--- BEGIN ---

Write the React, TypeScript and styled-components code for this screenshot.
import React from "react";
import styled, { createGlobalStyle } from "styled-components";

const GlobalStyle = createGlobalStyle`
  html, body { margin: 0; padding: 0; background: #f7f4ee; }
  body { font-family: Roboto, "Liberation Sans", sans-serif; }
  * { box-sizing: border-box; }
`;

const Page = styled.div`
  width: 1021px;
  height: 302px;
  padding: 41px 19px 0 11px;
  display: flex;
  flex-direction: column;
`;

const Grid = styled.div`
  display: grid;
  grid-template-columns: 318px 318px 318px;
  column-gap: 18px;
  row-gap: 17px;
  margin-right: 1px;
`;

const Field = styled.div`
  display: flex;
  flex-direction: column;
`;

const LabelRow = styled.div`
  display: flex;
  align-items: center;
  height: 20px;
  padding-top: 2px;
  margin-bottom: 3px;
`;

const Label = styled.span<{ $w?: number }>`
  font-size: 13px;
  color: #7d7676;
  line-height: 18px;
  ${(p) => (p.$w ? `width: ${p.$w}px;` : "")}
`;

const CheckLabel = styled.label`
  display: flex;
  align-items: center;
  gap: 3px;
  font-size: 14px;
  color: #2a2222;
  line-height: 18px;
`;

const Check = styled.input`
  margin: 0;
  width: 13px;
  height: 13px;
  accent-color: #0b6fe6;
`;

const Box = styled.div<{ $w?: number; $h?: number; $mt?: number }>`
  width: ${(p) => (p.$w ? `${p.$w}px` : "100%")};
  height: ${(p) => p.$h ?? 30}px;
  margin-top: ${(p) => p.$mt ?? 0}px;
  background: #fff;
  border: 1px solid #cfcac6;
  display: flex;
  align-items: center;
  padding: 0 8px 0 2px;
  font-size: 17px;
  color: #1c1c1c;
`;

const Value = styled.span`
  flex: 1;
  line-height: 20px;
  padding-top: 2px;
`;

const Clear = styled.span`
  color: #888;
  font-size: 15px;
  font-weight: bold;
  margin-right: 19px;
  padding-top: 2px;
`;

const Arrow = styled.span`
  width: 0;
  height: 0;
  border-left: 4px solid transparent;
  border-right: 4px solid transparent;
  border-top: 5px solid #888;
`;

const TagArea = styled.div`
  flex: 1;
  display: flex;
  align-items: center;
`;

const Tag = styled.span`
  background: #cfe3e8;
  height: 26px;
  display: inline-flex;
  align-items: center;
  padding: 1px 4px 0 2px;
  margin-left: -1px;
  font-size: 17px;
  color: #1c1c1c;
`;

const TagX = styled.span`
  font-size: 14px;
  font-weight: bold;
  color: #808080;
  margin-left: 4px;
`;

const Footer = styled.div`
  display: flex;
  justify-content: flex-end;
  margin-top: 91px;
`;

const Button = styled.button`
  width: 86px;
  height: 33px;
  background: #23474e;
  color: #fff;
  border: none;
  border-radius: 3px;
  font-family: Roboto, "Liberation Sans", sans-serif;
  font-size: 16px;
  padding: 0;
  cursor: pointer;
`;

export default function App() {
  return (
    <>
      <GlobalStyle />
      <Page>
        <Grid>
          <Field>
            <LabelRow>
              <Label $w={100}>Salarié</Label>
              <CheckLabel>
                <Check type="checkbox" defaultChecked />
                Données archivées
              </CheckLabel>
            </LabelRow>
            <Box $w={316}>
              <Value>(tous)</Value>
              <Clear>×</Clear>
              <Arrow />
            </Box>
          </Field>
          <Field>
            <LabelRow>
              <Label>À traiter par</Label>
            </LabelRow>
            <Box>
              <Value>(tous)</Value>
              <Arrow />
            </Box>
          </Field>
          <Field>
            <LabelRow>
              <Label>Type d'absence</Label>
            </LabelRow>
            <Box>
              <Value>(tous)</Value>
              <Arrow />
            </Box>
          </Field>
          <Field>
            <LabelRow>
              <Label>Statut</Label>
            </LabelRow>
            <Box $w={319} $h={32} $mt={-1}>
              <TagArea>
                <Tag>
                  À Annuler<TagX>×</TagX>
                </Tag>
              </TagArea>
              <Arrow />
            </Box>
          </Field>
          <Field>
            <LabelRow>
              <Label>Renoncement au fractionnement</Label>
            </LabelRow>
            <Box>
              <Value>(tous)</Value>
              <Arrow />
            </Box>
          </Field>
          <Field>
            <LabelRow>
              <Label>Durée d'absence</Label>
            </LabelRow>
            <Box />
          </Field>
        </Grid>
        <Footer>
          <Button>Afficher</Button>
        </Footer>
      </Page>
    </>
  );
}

--- END ---

→ **GOAL**: Reproduce the data in full, exactly as presented.

→ **FINISHED TASK**:
Write the React, TypeScript and styled-components code for this screenshot.
import React from "react";
import styled, { createGlobalStyle } from "styled-components";

const GlobalStyle = createGlobalStyle`
  html, body { margin: 0; padding: 0; background: #f7f4ee; }
  body { font-family: Roboto, "Liberation Sans", sans-serif; }
  * { box-sizing: border-box; }
`;

const Page = styled.div`
  width: 1021px;
  height: 302px;
  padding: 41px 19px 0 11px;
  display: flex;
  flex-direction: column;
`;

const Grid = styled.div`
  display: grid;
  grid-template-columns: 318px 318px 318px;
  column-gap: 18px;
  row-gap: 17px;
  margin-right: 1px;
`;

const Field = styled.div`
  display: flex;
  flex-direction: column;
`;

const LabelRow = styled.div`
  display: flex;
  align-items: center;
  height: 20px;
  padding-top: 2px;
  margin-bottom: 3px;
`;

const Label = styled.span<{ $w?: number }>`
  font-size: 13px;
  color: #7d7676;
  line-height: 18px;
  ${(p) => (p.$w ? `width: ${p.$w}px;` : "")}
`;

const CheckLabel = styled.label`
  display: flex;
  align-items: center;
  gap: 3px;
  font-size: 14px;
  color: #2a2222;
  line-height: 18px;
`;

const Check = styled.input`
  margin: 0;
  width: 13px;
  height: 13px;
  accent-color: #0b6fe6;
`;

const Box = styled.div<{ $w?: number; $h?: number; $mt?: number }>`
  width: ${(p) => (p.$w ? `${p.$w}px` : "100%")};
  height: ${(p) => p.$h ?? 30}px;
  margin-top: ${(p) => p.$mt ?? 0}px;
  background: #fff;
  border: 1px solid #cfcac6;
  display: flex;
  align-items: center;
  padding: 0 8px 0 2px;
  font-size: 17px;
  color: #1c1c1c;
`;

const Value = styled.span`
  flex: 1;
  line-height: 20px;
  padding-top: 2px;
`;

const Clear = styled.span`
  color: #888;
  font-size: 15px;
  font-weight: bold;
  margin-right: 19px;
  padding-top: 2px;
`;

const Arrow = styled.span`
  width: 0;
  height: 0;
  border-left: 4px solid transparent;
  border-right: 4px solid transparent;
  border-top: 5px solid #888;
`;

const TagArea = styled.div`
  flex: 1;
  display: flex;
  align-items: center;
`;

const Tag = styled.span`
  background: #cfe3e8;
  height: 26px;
  display: inline-flex;
  align-items: center;
  padding: 1px 4px 0 2px;
  margin-left: -1px;
  font-size: 17px;
  color: #1c1c1c;
`;

const TagX = styled.span`
  font-size: 14px;
  font-weight: bold;
  color: #808080;
  margin-left: 4px;
`;

const Footer = styled.div`
  display: flex;
  justify-content: flex-end;
  margin-top: 91px;
`;

const Button = styled.button`
  width: 86px;
  height: 33px;
  background: #23474e;
  color: #fff;
  border: none;
  border-radius: 3px;
  font-family: Roboto, "Liberation Sans", sans-serif;
  font-size: 16px;
  padding: 0;
  cursor: pointer;
`;

export default function App() {
  return (
    <>
      <GlobalStyle />
      <Page>
        <Grid>
          <Field>
            <LabelRow>
              <Label $w={100}>Salarié</Label>
              <CheckLabel>
                <Check type="checkbox" defaultChecked />
                Données archivées
              </CheckLabel>
            </LabelRow>
            <Box $w={316}>
              <Value>(tous)</Value>
              <Clear>×</Clear>
              <Arrow />
            </Box>
          </Field>
          <Field>
            <LabelRow>
              <Label>À traiter par</Label>
            </LabelRow>
            <Box>
              <Value>(tous)</Value>
              <Arrow />
            </Box>
          </Field>
          <Field>
            <LabelRow>
              <Label>Type d'absence</Label>
            </LabelRow>
            <Box>
              <Value>(tous)</Value>
              <Arrow />
            </Box>
          </Field>
          <Field>
            <LabelRow>
              <Label>Statut</Label>
            </LabelRow>
            <Box $w={319} $h={32} $mt={-1}>
              <TagArea>
                <Tag>
                  À Annuler<TagX>×</TagX>
                </Tag>
              </TagArea>
              <Arrow />
            </Box>
          </Field>
          <Field>
            <LabelRow>
              <Label>Renoncement au fractionnement</Label>
            </LabelRow>
            <Box>
              <Value>(tous)</Value>
              <Arrow />
            </Box>
          </Field>
          <Field>
            <LabelRow>
              <Label>Durée d'absence</Label>
            </LabelRow>
            <Box />
          </Field>
        </Grid>
        <Footer>
          <Button>Afficher</Button>
        </Footer>
      </Page>
    </>
  );
}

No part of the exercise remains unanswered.